L’article 7 propose de compléter le code de la consommation, en vue d’interdire spécifiquement les publicités commerciales qui présentent certaines caractéristiques des produits alimentaires de façon à leur attribuer des avantages et propriétés nutritionnelles sans rapport avec l’incidence sanitaire réelle selon le mode de consommation généralement pratiquée.

Le titre II concerne le renforcement des interdictions légales. Les articles 8 et 9 visent à inscrire dans la loi d’une part, l’interdiction du placement de produits dans les programmes des services de communication audiovisuelle destinés aux enfants et aux adolescents, d’autre part, l’interdiction de la publicité clandestine.

Le titre III comporte l’article 10 qui conditionne à la validation par le Programme National Nutrition Santé (PNNS) la diffusion de toutes les émissions développées par les professionnels, ainsi que l’article 11 qui propose de mettre en oeuvre un programme pédagogique de lecture de l’image et des médias à la destination des élèves des écoles primaires, des collèges et des lycées.

Enfin, la dernière partie de la présente proposition de loi, comporte un titre IV qui concerne la défense de la production d’animation en France, principaux programmes diffusés à l’attention des enfants. En 2009, les chaînes « historiques » (TF1, France 2, France 3, Canal+, France 5 et M6) diffusent 4 231 heures de programmes d’animation (y compris 194 heures de films d’animation).

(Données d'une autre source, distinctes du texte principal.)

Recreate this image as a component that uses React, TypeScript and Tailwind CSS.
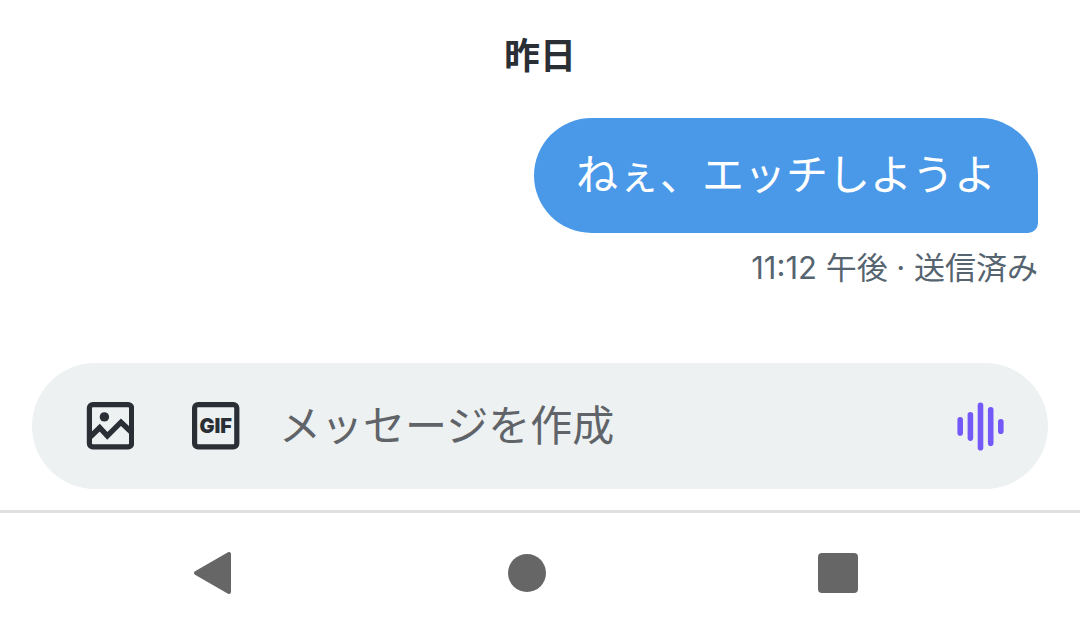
import React from 'react';

function ImageIcon() {
  return (
    <svg viewBox="0 0 48 48" className="size-12" aria-hidden="true">
      <rect x="3.4" y="2.6" width="42.2" height="42.2" rx="3.4" fill="none" stroke="#2a2f36" strokeWidth="5.2" />
      <circle cx="18.4" cy="14.9" r="4.7" fill="#2a2f36" />
      <path d="M3.3 35.8 13.7 25.7l7.6 8.2L35 20.2 46 30.8" fill="none" stroke="#2a2f36" strokeWidth="5.4" />
    </svg>
  );
}

function VoiceIcon() {
  return (
    <svg viewBox="0 0 48 50" className="h-[50px] w-12" aria-hidden="true">
      <g stroke="#7558f8" strokeWidth="5.6" strokeLinecap="round">
        <path d="M4.2 18.9v13M14.4 13.7v23.4M24.5 4.4v42.4M34.7 8.8v33.4M44.8 20.8v9.4" />
      </g>
    </svg>
  );
}

function Message({ text, status }: { text: string; status: string }) {
  return (
    <article className="flex flex-col items-end">
      <p className="rounded-[58px] rounded-br-[10px] bg-[#4a99e9] px-[42px] pt-[27px] pb-[29px] text-[42px] leading-[59px] text-white">
        {text}
      </p>
      <p className="mt-[13px] text-[31px] leading-[44px] text-[#566470]">{status}</p>
    </article>
  );
}

function Composer() {
  return (
    <form
      className="mx-8 mt-[73px] flex h-[126px] items-center rounded-full bg-[#edf1f2] pr-11 pl-[54px]"
      onSubmit={(event) => event.preventDefault()}
    >
      <button type="button" aria-label="画像" className="shrink-0">
        <ImageIcon />
      </button>
      <button
        type="button"
        aria-label="GIF"
        className="ml-[58px] shrink-0"
      >
        <svg viewBox="0 0 48 48" className="size-12" aria-hidden="true">
          <rect x="2.6" y="2.6" width="42.2" height="42.2" rx="3.4" fill="none" stroke="#2a2f36" strokeWidth="5.2" />
          <text x="23.7" y="31" textAnchor="middle" fill="#2a2f36" className="font-['Inter',sans-serif] text-[20px] font-black">
            GIF
          </text>
        </svg>
      </button>
      <input
        type="text"
        aria-label="メッセージを作成"
        placeholder="メッセージを作成"
        className="ml-[39px] h-16 min-w-0 flex-1 bg-transparent pb-0.5 text-[42px] text-[#2a2f36] outline-none placeholder:text-[#606468]"
      />
      <button type="button" aria-label="音声メッセージ" className="shrink-0">
        <VoiceIcon />
      </button>
    </form>
  );
}

function NavigationBar() {
  return (
    <nav className="mt-[21px] border-t-3 border-[#e0e0e0] pr-[222px] pl-[193px]">
      <div className="flex h-[120px] items-center justify-between">
        <button type="button" aria-label="戻る" className="w-[42px]">
          <svg viewBox="0 0 38 44" className="h-11 w-[38px]" aria-hidden="true">
            <path d="M3 22 36 3v38z" fill="#666" stroke="#666" strokeWidth="4" strokeLinejoin="round" />
          </svg>
        </button>
        <button type="button" aria-label="ホーム" className="size-[38px] rounded-full bg-[#666]" />
        <button type="button" aria-label="アプリ履歴" className="size-10 rounded bg-[#666]" />
      </div>
    </nav>
  );
}

export default function App() {
  return (
    <main lang="ja" className="min-h-screen bg-white font-['Inter','Noto_Sans_CJK_JP',sans-serif]">
      <section className="px-[42px] pt-[29px]">
        <h2 className="mb-[35px] text-center text-[36px] leading-[54px] font-bold text-[#2a2f36]">昨日</h2>
        <Message text="ねぇ、エッチしようよ" status="11:12 午後 · 送信済み" />
      </section>
      <Composer />
      <NavigationBar />
    </main>
  );
}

L’offre d’animation progresse, de 8,4 % en 2009. Il est nécessaire non seulement de préserver le secteur de l’animation en France, dont la qualité est reconnue y compris au plan international, mais de favoriser son développement, via son financement. À cet effet, une partie du dispositif de l’ancienne taxe dite COSIP est modifiée, les annonceurs de messages publicitaires télévisés en deviennent redevables (articles 12, 13 et 14).